To do: Reproduce all the lines below exactly and omit the images.
########
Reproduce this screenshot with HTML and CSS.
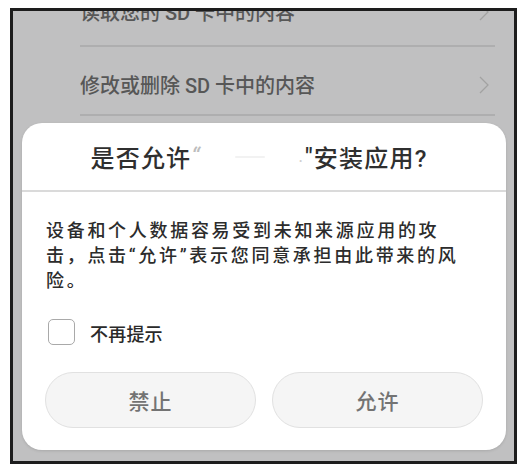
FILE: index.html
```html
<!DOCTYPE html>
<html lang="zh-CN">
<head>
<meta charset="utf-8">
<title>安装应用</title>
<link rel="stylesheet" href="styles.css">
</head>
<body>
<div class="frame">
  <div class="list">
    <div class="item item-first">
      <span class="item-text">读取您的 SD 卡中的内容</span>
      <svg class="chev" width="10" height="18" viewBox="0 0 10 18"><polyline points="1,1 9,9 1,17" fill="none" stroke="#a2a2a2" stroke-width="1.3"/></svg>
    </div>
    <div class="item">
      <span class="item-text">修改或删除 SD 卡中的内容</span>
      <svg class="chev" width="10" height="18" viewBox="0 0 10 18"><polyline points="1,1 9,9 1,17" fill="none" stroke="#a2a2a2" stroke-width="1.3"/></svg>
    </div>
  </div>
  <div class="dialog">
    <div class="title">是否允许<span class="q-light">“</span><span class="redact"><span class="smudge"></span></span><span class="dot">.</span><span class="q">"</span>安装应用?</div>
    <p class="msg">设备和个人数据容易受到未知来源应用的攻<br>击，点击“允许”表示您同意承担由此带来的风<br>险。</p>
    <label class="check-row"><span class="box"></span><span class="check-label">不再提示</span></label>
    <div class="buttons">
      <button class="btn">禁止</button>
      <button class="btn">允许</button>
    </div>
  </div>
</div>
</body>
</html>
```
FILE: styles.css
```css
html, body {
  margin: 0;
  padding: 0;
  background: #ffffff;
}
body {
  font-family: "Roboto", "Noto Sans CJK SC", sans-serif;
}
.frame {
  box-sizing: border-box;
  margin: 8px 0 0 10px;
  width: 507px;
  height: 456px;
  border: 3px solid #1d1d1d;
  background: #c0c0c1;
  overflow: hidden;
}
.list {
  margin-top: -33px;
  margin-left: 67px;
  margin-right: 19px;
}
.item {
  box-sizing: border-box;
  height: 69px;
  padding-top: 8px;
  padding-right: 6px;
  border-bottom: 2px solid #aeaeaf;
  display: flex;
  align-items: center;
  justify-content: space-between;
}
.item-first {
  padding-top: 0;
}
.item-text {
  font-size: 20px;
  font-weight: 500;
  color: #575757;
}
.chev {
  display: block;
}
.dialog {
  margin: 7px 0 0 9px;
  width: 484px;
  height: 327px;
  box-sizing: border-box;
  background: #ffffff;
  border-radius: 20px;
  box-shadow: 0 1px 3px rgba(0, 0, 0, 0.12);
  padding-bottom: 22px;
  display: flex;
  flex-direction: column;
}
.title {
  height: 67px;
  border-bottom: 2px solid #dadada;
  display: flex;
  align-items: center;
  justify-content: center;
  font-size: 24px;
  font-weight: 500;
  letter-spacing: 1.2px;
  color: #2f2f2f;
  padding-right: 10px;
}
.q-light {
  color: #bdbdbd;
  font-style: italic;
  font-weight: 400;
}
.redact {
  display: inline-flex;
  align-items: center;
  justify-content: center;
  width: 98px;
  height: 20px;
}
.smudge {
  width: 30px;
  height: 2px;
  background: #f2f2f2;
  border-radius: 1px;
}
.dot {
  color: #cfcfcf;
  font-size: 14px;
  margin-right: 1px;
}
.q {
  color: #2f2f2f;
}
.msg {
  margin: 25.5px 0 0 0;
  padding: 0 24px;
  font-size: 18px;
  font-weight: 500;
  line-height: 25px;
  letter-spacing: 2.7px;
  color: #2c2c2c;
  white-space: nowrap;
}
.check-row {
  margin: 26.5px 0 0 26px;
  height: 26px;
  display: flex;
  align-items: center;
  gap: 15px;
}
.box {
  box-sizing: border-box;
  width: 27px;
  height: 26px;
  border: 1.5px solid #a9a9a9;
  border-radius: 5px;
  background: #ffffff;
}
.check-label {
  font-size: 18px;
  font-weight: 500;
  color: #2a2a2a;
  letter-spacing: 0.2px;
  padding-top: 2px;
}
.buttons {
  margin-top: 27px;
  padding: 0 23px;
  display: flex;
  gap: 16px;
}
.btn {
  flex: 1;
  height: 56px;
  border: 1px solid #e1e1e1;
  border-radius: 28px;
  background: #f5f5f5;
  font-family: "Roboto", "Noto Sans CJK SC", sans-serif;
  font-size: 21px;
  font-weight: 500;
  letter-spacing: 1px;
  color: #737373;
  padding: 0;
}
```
########
Problem solution:
Reproduce this screenshot with HTML and CSS.
FILE: index.html
```html
<!DOCTYPE html>
<html lang="zh-CN">
<head>
<meta charset="utf-8">
<title>安装应用</title>
<link rel="stylesheet" href="styles.css">
</head>
<body>
<div class="frame">
  <div class="list">
    <div class="item item-first">
      <span class="item-text">读取您的 SD 卡中的内容</span>
      <svg class="chev" width="10" height="18" viewBox="0 0 10 18"><polyline points="1,1 9,9 1,17" fill="none" stroke="#a2a2a2" stroke-width="1.3"/></svg>
    </div>
    <div class="item">
      <span class="item-text">修改或删除 SD 卡中的内容</span>
      <svg class="chev" width="10" height="18" viewBox="0 0 10 18"><polyline points="1,1 9,9 1,17" fill="none" stroke="#a2a2a2" stroke-width="1.3"/></svg>
    </div>
  </div>
  <div class="dialog">
    <div class="title">是否允许<span class="q-light">“</span><span class="redact"><span class="smudge"></span></span><span class="dot">.</span><span class="q">"</span>安装应用?</div>
    <p class="msg">设备和个人数据容易受到未知来源应用的攻<br>击，点击“允许”表示您同意承担由此带来的风<br>险。</p>
    <label class="check-row"><span class="box"></span><span class="check-label">不再提示</span></label>
    <div class="buttons">
      <button class="btn">禁止</button>
      <button class="btn">允许</button>
    </div>
  </div>
</div>
</body>
</html>
```
FILE: styles.css
```css
html, body {
  margin: 0;
  padding: 0;
  background: #ffffff;
}
body {
  font-family: "Roboto", "Noto Sans CJK SC", sans-serif;
}
.frame {
  box-sizing: border-box;
  margin: 8px 0 0 10px;
  width: 507px;
  height: 456px;
  border: 3px solid #1d1d1d;
  background: #c0c0c1;
  overflow: hidden;
}
.list {
  margin-top: -33px;
  margin-left: 67px;
  margin-right: 19px;
}
.item {
  box-sizing: border-box;
  height: 69px;
  padding-top: 8px;
  padding-right: 6px;
  border-bottom: 2px solid #aeaeaf;
  display: flex;
  align-items: center;
  justify-content: space-between;
}
.item-first {
  padding-top: 0;
}
.item-text {
  font-size: 20px;
  font-weight: 500;
  color: #575757;
}
.chev {
  display: block;
}
.dialog {
  margin: 7px 0 0 9px;
  width: 484px;
  height: 327px;
  box-sizing: border-box;
  background: #ffffff;
  border-radius: 20px;
  box-shadow: 0 1px 3px rgba(0, 0, 0, 0.12);
  padding-bottom: 22px;
  display: flex;
  flex-direction: column;
}
.title {
  height: 67px;
  border-bottom: 2px solid #dadada;
  display: flex;
  align-items: center;
  justify-content: center;
  font-size: 24px;
  font-weight: 500;
  letter-spacing: 1.2px;
  color: #2f2f2f;
  padding-right: 10px;
}
.q-light {
  color: #bdbdbd;
  font-style: italic;
  font-weight: 400;
}
.redact {
  display: inline-flex;
  align-items: center;
  justify-content: center;
  width: 98px;
  height: 20px;
}
.smudge {
  width: 30px;
  height: 2px;
  background: #f2f2f2;
  border-radius: 1px;
}
.dot {
  color: #cfcfcf;
  font-size: 14px;
  margin-right: 1px;
}
.q {
  color: #2f2f2f;
}
.msg {
  margin: 25.5px 0 0 0;
  padding: 0 24px;
  font-size: 18px;
  font-weight: 500;
  line-height: 25px;
  letter-spacing: 2.7px;
  color: #2c2c2c;
  white-space: nowrap;
}
.check-row {
  margin: 26.5px 0 0 26px;
  height: 26px;
  display: flex;
  align-items: center;
  gap: 15px;
}
.box {
  box-sizing: border-box;
  width: 27px;
  height: 26px;
  border: 1.5px solid #a9a9a9;
  border-radius: 5px;
  background: #ffffff;
}
.check-label {
  font-size: 18px;
  font-weight: 500;
  color: #2a2a2a;
  letter-spacing: 0.2px;
  padding-top: 2px;
}
.buttons {
  margin-top: 27px;
  padding: 0 23px;
  display: flex;
  gap: 16px;
}
.btn {
  flex: 1;
  height: 56px;
  border: 1px solid #e1e1e1;
  border-radius: 28px;
  background: #f5f5f5;
  font-family: "Roboto", "Noto Sans CJK SC", sans-serif;
  font-size: 21px;
  font-weight: 500;
  letter-spacing: 1px;
  color: #737373;
  padding: 0;
}
```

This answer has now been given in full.